Adding optional fields to a product type (struct or record): Adding optional fields is safe for old producers as omitting an optional field is admissible. Consumers can happily ignore the new field as mentioned above.
Adding a new variant to a sum type (enum): Adding a new variant is safe as old producers will blissfully ignore the existence of a new variant. However, consumers pattern matching exhaustiveness checks will be violated by a new enum variant.

Note that direction matters when we talk about forward and backwards compatibility. Forward compatibility is a design characteristic that allows a system to accept input intended for a later version of itself eg. ability to consume messages published by producers with updated schemas. Backwards compatibility allows for interoperability with an older legacy system, or with input designed for such a system eg. producer ????

Algebraic types / Liskov Substitution Principle

The one schema modification that both producers and consumers can handle seamlessly is adding optional fields to a product type. Adding a new variant to a sum type seemingly results in a new/different type eg [ cat | dog ] != [ cat | dog | mouse ]. Strangely enough, adding a new field to a product type appears to be less disruptive. Reminiscent of inheritance and subtyping.
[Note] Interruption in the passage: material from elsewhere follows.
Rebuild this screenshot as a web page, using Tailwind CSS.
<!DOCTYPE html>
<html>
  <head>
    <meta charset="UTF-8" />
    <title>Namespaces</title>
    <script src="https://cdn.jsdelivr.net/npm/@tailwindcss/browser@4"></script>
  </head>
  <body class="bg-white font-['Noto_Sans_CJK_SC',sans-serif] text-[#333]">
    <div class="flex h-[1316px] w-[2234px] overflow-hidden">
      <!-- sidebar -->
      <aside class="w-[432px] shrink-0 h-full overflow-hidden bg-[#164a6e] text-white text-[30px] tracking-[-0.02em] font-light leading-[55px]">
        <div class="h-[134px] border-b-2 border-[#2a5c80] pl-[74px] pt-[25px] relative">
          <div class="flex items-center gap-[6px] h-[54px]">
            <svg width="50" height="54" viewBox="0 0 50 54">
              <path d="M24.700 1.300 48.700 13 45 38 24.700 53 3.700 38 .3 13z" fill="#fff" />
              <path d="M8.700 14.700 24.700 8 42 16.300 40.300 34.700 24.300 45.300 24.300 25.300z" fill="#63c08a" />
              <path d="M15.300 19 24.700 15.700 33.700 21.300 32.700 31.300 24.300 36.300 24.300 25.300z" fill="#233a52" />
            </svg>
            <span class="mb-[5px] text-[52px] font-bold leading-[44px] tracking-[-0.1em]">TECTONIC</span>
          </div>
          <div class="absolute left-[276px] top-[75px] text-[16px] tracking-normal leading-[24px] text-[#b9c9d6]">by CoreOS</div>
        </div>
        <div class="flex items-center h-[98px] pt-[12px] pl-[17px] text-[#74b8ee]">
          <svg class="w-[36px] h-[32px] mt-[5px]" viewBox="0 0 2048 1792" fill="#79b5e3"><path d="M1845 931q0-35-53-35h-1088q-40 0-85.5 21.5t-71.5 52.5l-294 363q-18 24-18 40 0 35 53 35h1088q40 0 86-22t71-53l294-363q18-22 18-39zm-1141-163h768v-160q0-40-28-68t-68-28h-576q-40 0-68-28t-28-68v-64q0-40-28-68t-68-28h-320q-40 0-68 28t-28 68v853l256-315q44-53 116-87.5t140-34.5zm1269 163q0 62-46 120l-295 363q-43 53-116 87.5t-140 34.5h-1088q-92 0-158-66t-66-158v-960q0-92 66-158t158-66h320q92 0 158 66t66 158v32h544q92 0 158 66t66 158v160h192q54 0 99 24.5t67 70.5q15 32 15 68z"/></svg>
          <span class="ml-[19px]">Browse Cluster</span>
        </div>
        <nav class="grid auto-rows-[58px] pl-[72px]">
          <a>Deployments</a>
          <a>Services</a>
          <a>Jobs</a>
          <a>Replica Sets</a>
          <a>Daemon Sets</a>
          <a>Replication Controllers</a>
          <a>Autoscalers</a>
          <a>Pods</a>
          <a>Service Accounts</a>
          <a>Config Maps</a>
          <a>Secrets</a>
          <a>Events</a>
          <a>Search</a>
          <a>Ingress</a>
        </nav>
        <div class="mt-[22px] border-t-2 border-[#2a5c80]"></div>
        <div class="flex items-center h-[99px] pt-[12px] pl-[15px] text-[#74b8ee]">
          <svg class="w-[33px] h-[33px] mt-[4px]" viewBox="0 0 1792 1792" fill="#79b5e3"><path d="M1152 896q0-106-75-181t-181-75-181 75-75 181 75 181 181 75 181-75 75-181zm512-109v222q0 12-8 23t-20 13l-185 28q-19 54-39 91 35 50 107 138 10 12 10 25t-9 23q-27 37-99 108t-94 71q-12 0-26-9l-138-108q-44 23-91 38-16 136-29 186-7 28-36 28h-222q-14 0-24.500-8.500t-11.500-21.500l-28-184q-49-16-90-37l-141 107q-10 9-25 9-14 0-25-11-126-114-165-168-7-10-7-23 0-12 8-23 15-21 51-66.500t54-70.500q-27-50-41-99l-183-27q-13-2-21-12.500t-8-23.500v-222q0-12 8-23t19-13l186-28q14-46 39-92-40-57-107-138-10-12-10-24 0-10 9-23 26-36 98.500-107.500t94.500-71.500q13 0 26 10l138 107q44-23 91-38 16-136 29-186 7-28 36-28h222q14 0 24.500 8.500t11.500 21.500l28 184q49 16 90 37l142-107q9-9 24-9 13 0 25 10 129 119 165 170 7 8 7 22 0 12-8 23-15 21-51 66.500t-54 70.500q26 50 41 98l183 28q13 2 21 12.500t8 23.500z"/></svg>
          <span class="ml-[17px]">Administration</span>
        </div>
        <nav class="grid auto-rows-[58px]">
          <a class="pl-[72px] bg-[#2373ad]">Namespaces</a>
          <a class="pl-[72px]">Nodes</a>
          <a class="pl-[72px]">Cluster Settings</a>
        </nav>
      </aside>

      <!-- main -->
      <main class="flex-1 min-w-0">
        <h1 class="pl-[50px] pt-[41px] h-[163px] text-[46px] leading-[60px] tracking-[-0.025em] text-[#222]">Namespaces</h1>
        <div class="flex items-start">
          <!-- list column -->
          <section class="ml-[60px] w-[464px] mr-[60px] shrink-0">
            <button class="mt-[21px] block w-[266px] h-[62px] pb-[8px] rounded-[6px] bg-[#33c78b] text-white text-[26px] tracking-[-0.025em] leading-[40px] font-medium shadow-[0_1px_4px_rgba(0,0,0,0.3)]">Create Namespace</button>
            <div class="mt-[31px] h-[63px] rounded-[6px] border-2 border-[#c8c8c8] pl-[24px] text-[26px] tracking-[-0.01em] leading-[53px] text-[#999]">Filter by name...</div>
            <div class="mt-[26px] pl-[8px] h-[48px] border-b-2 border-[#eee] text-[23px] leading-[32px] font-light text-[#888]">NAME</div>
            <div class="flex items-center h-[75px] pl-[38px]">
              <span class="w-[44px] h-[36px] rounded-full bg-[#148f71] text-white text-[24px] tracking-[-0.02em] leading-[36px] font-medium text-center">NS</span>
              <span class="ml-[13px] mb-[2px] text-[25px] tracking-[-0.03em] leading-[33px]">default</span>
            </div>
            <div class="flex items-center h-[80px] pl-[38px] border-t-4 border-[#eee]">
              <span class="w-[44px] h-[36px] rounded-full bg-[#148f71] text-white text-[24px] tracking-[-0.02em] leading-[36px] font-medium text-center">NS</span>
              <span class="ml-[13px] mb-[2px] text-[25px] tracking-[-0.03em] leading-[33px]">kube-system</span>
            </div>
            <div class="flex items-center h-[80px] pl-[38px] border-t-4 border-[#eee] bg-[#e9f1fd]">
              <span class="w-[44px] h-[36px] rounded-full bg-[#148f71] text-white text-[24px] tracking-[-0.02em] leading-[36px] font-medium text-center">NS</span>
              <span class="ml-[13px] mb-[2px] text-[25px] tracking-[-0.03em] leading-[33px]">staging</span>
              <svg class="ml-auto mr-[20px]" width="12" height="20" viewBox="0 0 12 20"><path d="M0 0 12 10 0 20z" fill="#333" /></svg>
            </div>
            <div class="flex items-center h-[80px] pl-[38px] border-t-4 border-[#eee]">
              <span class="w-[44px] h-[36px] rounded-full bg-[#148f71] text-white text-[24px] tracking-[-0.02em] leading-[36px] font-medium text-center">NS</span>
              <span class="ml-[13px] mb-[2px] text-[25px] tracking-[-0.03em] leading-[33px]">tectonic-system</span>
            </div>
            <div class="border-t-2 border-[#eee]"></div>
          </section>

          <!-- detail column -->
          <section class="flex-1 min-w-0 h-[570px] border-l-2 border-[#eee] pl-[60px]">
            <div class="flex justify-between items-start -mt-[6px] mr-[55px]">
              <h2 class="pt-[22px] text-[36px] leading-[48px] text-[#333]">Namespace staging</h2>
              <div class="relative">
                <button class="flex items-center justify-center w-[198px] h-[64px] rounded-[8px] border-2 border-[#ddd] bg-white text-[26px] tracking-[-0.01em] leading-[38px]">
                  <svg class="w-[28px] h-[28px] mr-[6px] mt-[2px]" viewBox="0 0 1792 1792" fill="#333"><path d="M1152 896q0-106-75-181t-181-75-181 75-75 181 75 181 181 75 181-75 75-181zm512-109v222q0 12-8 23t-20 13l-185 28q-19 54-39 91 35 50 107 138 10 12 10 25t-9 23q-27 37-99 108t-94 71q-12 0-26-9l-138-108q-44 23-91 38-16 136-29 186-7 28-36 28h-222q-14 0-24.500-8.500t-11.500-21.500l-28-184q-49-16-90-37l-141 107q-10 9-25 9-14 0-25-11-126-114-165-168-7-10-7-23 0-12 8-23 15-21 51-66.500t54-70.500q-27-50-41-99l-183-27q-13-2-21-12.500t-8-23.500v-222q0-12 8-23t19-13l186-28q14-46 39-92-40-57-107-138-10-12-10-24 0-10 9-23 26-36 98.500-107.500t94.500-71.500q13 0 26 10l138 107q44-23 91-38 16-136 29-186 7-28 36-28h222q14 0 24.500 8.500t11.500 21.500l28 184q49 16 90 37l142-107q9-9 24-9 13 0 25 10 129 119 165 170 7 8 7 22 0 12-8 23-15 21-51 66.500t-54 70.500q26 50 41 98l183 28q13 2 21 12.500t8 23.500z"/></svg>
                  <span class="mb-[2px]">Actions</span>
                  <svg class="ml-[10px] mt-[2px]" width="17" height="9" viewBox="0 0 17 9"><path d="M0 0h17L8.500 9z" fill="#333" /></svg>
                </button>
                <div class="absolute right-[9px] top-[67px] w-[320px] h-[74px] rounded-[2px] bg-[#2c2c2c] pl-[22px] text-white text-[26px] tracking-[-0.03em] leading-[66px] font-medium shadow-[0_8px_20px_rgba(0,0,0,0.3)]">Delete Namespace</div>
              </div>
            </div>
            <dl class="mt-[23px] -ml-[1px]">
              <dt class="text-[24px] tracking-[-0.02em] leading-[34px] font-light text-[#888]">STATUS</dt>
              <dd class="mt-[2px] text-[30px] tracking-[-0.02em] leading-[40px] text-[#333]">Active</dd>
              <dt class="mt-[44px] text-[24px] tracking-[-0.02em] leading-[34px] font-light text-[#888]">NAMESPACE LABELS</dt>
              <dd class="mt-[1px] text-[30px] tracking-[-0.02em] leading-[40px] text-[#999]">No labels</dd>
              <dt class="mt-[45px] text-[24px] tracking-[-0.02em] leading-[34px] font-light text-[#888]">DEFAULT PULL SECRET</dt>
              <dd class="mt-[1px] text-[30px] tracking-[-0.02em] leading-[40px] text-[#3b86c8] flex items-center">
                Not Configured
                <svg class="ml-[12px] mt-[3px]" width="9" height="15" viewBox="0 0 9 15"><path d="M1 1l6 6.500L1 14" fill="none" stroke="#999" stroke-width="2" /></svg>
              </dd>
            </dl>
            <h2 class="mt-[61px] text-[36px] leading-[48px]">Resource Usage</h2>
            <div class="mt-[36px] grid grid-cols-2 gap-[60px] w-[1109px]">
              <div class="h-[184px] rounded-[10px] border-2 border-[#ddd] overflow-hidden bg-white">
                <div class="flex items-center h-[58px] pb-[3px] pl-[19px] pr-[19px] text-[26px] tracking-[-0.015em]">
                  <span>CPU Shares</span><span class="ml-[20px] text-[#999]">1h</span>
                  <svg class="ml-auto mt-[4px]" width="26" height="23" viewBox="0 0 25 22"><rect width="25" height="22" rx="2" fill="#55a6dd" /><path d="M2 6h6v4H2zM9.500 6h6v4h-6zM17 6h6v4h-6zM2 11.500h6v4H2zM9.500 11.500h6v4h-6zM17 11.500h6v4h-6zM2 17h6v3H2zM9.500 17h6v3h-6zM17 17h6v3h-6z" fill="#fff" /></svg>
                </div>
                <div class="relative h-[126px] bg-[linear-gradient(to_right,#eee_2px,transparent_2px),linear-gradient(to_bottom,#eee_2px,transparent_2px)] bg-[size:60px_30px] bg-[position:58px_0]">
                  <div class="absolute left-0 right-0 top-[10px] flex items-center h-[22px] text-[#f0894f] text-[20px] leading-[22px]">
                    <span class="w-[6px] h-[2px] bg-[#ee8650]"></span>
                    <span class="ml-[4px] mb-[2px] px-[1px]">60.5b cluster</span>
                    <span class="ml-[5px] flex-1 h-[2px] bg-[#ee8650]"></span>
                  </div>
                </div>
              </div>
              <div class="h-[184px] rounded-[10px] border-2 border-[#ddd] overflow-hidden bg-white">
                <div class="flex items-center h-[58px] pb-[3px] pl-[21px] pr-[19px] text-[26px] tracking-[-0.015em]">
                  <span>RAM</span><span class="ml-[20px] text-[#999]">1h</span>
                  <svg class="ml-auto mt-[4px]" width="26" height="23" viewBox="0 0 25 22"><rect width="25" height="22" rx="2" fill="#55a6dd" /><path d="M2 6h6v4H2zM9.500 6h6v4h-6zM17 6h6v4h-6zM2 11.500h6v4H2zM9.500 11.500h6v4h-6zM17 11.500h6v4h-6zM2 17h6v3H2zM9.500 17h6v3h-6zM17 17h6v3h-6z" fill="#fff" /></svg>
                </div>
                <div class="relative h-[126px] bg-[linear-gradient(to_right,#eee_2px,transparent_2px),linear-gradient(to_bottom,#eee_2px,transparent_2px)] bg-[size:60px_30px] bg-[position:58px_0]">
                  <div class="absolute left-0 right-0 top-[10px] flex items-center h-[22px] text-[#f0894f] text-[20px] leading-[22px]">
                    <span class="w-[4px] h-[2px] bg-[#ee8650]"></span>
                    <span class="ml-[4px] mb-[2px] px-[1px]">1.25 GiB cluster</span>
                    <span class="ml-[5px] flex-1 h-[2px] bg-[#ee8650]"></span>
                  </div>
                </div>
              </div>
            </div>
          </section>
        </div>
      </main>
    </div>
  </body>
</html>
Message = Instance / Schema = Type / Queue = Function

Is it just me or is there a relationship between the concepts of covariance, contravariance, and which schema modifications are safe from a consumer and producer perspective? When working with functions, you can think of input arguments as being "consumed" by the function, and output values as being "produced" by the function.

In this context, the concepts of covariance and contravariance apply to compatibility of schema versions in the world of message queues:

Covariant output (return values, producer): When a function returns a type, it is safe to substitute a more specific type (subtype) in place of a more general type (supertype). This follows the rule of covariance. For example, if a function is expected to return a Vehicle, it is safe for it to return a Car (assuming Car is a subtype of Vehicle). This is because the consumer of the function's output can handle a Vehicle and thus can handle a Car.
Contravariant input (function arguments, consumer): When a function accepts a type as an argument, it is safe to substitute a more general type (supertype) in place of a more specific type (subtype). This follows the rule of contravariance. For example, if a function is expected to take a Car as an argument, it is safe for it to accept a Vehicle (supertype). This is because the function is designed to handle a Car, and if it can handle any Vehicle, it can certainly handle a Car.

Backward compatible = Covariant output / Forward compatible = Contravariant input

Liskov Substitution Principle

Can we think about schema evolutions in terms of subtyping relationships?

https://en.wikipedia.org/wiki/Covariance_and_contravariance_(computer_science)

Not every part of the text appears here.